At the time, I thought she was wrong. I had no idea how to tell her story, except of course I did. It was always waiting for me, always right there in front of me, in the bear story. All her fears. All her sleepless nights worrying that some man would come along and carry her off to be eaten.
Turns out her faith in me was founded, and I can’t tell you how that makes me feel, like some vast and distant wind sweeping across the ocean inside me. Like maybe I finally did something right.
Because of that faith, I’ll keep shouting her story from the rooftops. I’ll shout it on the streets, I’ll scream it in the halls of congress when bad men pass bad laws restricting women’s rights, I’ll whisper it into the dark forest late at night to warn away the bears.
Write for the people who don’t have a voice, friends. Tell the stories they can’t.

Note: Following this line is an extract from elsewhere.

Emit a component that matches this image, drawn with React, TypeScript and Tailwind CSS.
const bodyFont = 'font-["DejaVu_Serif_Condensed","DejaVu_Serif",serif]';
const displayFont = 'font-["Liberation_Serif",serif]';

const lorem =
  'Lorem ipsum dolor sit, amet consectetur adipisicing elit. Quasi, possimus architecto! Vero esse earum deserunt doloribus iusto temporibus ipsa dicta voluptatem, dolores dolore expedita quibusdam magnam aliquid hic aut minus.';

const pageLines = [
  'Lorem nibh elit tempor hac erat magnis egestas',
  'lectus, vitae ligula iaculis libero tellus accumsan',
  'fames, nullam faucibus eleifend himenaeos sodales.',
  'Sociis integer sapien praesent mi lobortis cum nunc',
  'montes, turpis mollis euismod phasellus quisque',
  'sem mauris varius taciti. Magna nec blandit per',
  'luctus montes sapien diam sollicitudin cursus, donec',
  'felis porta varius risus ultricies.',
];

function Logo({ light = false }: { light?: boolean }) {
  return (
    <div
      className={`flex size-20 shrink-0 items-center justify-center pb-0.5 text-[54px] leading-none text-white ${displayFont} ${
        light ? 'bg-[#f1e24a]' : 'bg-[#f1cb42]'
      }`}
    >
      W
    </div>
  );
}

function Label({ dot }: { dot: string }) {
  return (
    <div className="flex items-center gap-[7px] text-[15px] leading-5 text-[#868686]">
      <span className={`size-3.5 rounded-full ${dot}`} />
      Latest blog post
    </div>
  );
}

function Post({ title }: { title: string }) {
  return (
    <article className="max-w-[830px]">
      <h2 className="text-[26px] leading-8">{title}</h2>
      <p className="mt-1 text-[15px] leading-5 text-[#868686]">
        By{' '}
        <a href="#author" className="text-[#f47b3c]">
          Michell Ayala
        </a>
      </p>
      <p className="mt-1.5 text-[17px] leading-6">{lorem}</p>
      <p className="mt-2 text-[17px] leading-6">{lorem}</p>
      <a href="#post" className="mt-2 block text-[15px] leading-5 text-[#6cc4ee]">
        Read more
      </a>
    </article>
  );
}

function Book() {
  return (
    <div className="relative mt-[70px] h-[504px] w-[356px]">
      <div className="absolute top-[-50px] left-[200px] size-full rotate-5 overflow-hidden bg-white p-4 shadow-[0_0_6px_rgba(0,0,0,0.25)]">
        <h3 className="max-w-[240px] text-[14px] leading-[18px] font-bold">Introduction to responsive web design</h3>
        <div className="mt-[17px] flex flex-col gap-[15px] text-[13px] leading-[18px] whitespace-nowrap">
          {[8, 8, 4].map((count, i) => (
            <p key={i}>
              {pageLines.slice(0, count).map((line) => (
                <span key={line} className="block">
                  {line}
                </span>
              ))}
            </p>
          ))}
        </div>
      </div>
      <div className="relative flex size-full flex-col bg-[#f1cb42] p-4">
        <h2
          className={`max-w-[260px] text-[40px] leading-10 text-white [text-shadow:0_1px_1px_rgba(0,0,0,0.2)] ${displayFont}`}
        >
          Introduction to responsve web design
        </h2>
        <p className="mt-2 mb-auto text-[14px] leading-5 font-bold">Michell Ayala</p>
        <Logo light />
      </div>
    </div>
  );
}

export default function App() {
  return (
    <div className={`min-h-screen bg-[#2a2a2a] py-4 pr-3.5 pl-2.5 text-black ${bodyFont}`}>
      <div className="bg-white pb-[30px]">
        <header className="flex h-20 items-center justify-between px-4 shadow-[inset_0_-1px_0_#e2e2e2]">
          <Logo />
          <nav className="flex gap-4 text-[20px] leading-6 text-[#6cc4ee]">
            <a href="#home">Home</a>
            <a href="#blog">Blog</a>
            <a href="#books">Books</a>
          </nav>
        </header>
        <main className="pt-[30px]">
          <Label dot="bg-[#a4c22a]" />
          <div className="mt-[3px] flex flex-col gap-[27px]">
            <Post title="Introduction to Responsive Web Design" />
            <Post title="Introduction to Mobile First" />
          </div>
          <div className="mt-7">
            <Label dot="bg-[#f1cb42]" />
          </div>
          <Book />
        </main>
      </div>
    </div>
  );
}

There are bears in the woods, and they’re coming for us.
Paul, I cannot tell you what a balm your writing is. Every single goddamn time I read something you write, I first want to throw my computer away because I'll never be this good at writing, but mostly I just put my hand over my heart and thank the universe you exist. Thank you for sharing pieces of you with us. And Grandma, too. If you don't mind me asking, can we know her first name? If not, no worries. Thanks again.
This whole thing— and the previous bear essay— are just so fucking good. But that Paul Allen paragraph? Took me out, bro.
If your grandma is half as proud of you as I am, then she’s been bragging to her friends about you for lifetimes.
I seriously thank god for men like you.